Every MP should have one
Labour MP Clive Soley: “There are now at least four MPs with web logs and I suspect the number will grow in the next year or two. Soon every MP will be expected to have one. The teenage use of chatrooms is producing an interactive computer literate generation who will expect MPs and other elected representatives to use this type of communication.”
“One comment on my Fabian paper started with ‘What a load of balderdash’ and went on in a fairly aggressive argumentative style. But it ended with ‘
it is privilege for all of us to be able to debate openly
’
“Thats why Im a blogging MP!”
Sceptic on the thwarted gas attack
Sadly, Channel 4 News’s John Snow doesn’t have a weblog. What he does write, however, is a daily email to provide a heads-up on stories for his 7pm newscast.
Today, he’s a sceptic about reports that a terrorist poison gas attack in Britain has been foiled. Here’s Snow:
“ABC Television News in America is making the startling claim tonight that Britain has been spared a major chemical attack using a substance called osmium tetroxide. Now I’m not a chemical man but this sounds suspiciously like the gas that might be exuded from the decomposing body of Osama himself. Now, given that Osama is not yet, so far as we know, decomposing, I am suspicious in the extreme. However as the BBC and Sky have gone big on it given the global nature of telecommunications these days, we are bound to take a sniff. And I can tell you if you do, this particular substance is foul indeed.
“But can it really be used as an agent of chemical warfare… doubtful. Frankly, this is one of those moments when I shall hope to persuade my fellow hacks here that how ever much noise people are making about this ‘revelation’ we have absolutely no independent corroboration that there is any truth in this story.
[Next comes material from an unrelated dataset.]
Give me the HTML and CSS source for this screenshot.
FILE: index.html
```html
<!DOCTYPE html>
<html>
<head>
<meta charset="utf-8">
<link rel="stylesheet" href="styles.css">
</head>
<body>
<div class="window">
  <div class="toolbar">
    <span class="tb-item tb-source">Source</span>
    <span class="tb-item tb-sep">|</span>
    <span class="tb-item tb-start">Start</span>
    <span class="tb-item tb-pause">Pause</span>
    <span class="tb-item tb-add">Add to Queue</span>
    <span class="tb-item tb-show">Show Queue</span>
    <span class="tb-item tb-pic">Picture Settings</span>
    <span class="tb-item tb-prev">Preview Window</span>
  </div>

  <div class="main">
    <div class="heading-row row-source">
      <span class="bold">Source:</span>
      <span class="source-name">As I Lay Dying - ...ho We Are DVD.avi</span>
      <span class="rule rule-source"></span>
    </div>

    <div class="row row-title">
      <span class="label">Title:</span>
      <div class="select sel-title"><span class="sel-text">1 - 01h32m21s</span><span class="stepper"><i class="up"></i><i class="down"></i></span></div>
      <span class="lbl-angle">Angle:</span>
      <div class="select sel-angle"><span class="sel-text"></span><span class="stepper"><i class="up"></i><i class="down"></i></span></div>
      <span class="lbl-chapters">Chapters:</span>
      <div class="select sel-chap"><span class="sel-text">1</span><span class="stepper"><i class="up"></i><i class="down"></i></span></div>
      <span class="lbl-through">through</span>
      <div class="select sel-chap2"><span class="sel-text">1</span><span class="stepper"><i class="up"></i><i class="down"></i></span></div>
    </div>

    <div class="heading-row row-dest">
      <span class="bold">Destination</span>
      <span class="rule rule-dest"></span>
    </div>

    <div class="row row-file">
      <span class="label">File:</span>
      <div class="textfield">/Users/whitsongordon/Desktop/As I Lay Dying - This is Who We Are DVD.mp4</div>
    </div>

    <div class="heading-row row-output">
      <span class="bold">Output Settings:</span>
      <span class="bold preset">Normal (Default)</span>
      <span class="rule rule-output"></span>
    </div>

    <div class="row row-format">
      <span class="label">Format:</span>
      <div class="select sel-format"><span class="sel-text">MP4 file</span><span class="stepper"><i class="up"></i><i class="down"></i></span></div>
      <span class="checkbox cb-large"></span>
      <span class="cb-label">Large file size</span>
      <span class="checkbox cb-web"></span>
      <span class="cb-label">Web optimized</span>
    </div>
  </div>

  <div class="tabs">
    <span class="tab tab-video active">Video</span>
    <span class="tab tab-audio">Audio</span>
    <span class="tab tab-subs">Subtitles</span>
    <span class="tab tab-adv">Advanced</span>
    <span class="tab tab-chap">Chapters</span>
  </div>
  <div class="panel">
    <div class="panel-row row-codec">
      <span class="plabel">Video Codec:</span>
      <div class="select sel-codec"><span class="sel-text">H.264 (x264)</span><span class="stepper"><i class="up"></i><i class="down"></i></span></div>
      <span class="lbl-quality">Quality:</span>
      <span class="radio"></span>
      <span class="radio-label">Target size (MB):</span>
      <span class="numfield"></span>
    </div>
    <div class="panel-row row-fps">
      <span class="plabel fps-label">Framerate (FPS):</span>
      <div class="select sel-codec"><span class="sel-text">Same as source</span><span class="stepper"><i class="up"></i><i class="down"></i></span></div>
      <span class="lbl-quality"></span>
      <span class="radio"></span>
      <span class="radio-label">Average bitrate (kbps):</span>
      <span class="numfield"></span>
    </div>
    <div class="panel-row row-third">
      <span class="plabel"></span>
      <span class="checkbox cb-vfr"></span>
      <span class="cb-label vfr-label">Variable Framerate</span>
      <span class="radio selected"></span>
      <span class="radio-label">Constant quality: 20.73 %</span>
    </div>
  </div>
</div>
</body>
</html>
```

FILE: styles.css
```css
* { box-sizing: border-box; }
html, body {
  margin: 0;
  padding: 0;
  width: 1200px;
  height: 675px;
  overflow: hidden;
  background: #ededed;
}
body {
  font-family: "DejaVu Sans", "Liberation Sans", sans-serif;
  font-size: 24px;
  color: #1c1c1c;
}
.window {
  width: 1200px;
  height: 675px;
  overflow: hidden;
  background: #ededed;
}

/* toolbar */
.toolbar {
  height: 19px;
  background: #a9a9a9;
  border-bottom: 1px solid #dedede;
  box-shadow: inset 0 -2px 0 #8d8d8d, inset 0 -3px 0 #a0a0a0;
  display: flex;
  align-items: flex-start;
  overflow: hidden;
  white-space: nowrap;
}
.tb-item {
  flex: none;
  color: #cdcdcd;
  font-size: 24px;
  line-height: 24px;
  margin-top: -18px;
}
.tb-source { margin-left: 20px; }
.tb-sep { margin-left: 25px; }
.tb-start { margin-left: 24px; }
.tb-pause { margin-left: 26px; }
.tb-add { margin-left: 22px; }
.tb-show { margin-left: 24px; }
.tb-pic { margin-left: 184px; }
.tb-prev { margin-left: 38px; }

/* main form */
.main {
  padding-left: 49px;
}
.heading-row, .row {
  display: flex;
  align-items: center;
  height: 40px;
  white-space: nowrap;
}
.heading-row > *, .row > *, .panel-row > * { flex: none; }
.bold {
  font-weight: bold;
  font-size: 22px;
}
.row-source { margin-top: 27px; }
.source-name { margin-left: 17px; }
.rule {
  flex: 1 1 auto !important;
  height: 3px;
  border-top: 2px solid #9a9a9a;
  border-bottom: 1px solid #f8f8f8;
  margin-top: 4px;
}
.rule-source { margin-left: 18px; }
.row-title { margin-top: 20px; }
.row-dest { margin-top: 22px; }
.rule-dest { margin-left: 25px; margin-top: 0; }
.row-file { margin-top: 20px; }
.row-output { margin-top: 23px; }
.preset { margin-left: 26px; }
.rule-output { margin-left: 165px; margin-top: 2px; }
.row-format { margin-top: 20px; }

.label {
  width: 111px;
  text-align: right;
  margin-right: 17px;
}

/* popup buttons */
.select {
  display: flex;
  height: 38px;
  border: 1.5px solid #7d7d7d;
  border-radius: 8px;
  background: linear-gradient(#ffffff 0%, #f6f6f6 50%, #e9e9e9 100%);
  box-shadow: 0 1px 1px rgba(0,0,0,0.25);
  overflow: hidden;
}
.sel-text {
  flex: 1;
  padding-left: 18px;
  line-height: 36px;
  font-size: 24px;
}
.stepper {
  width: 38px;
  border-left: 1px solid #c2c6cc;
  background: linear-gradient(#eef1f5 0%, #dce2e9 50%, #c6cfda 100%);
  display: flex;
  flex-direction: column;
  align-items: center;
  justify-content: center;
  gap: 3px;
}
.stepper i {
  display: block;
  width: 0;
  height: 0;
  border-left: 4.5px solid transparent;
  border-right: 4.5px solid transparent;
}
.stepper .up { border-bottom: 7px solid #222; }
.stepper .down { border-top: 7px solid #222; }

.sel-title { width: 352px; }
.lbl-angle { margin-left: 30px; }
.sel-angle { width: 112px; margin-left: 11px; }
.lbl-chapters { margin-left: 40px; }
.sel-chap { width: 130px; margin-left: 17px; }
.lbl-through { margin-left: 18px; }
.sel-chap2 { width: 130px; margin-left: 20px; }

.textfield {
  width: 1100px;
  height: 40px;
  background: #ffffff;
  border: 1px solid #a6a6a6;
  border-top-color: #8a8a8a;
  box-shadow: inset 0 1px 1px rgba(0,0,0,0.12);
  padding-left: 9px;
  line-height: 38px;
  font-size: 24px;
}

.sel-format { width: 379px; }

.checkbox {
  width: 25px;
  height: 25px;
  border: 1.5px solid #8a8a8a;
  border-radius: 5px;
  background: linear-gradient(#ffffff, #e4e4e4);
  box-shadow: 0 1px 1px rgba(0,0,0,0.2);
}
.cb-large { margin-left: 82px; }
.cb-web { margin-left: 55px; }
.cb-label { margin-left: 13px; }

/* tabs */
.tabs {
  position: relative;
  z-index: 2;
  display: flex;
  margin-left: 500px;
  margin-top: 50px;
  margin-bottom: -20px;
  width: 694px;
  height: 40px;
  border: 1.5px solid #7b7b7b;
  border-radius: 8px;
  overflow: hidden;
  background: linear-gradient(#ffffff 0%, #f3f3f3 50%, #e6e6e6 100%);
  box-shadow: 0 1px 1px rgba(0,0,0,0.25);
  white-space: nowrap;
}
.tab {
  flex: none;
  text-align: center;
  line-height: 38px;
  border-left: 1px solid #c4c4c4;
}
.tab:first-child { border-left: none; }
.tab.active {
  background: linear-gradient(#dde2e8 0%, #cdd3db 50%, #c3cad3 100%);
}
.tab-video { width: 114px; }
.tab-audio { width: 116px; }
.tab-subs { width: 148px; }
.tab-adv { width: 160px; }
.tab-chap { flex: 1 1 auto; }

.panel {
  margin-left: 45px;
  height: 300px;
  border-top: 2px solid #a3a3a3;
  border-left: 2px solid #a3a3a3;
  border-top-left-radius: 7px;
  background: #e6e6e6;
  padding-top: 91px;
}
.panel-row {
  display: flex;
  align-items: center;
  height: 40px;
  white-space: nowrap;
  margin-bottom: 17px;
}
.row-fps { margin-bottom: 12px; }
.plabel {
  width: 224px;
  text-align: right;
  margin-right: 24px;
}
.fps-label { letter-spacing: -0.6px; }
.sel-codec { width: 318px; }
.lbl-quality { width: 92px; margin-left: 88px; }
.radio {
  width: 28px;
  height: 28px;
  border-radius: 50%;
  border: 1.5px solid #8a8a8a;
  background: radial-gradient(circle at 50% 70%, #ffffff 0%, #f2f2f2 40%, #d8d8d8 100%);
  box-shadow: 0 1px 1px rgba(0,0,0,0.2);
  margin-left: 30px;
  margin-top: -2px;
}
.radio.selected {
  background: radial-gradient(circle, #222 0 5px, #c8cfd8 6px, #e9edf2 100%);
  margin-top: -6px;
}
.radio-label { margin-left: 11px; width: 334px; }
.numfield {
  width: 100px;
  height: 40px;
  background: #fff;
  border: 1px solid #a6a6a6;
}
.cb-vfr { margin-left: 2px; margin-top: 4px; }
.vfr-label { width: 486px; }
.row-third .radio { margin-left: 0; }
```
“But I can tell you, I can see the headlines now ‘Terror Gas Attack on Britain foiled’, ‘Smelly Gas threatened to Kill Thousands’ and perhaps ‘Gasman Cometh’. Now I don’t want to jest we all worry about chemical attacks on Britain, but chemical attacks aren’t easy, this gas is obscure and so far I don’t buy it. And by that I don’t mean the gas, I mean the story. Tom Clarke is on the case. Sorry to go into all that at length but you know in these dicey times it’s a good idea to set one’s stall out and sort out the chaff from the wheat and frankly, this has all the whiff of chaff.”
Aha!
Via Crooked Timber, here’s a wonderful essay on Yiddish by Michael Chabon. A brief extract:
“I dream of two possible destinations. The first might be a modern independent state very closely analogous to the State of Israel–call it the State of Yisroel–a postwar Jewish homeland created during a time of moral emergency, located presumably, but not necessarily, in Palestine; it could be in Alaska, or on Madagascar. Here, perhaps, that minority faction of the Zionist movement who favored the establishment of Yiddish as the national language of the Jews were able to prevail over their more numerous Hebraist opponents. There is Yiddish on the money, of which the basic unit is the herzl, or the dollar, or even the zloty. There are Yiddish color commentators for soccer games, Yiddish-speaking cash machines, Yiddish tags on the collars of dogs. Public debate, private discourse, joking and lamentation, all are conducted not in a new-old, partly artificial language like Hebrew, a prefabricated skyscraper still under construction, with only the lowermost of its stories as yet inhabited by the generations, but in a tumbledown old palace capable in the smallest of its stones (the word nu) of expressing slyness, tenderness, derision, romance, disputation, hopefulness, skepticism, sorrow, a lascivious impulse, or the confirmation of one’s worst fears.”
Telegraph joins the RSS train
I was looking at something on the Telegraph site and I noticed a familiar orange box at the bottom of the page. It turns out the Telegraph has a bunch of RSS 2.0 feeds. I may not agree with its politics, but somebody there knows what they’re doing.
The Guardian, which is generally light years ahead in its web presence, makes finding feeds a difficult task. I know there’s this, but I couldn’t find it on The Guardian’s own site.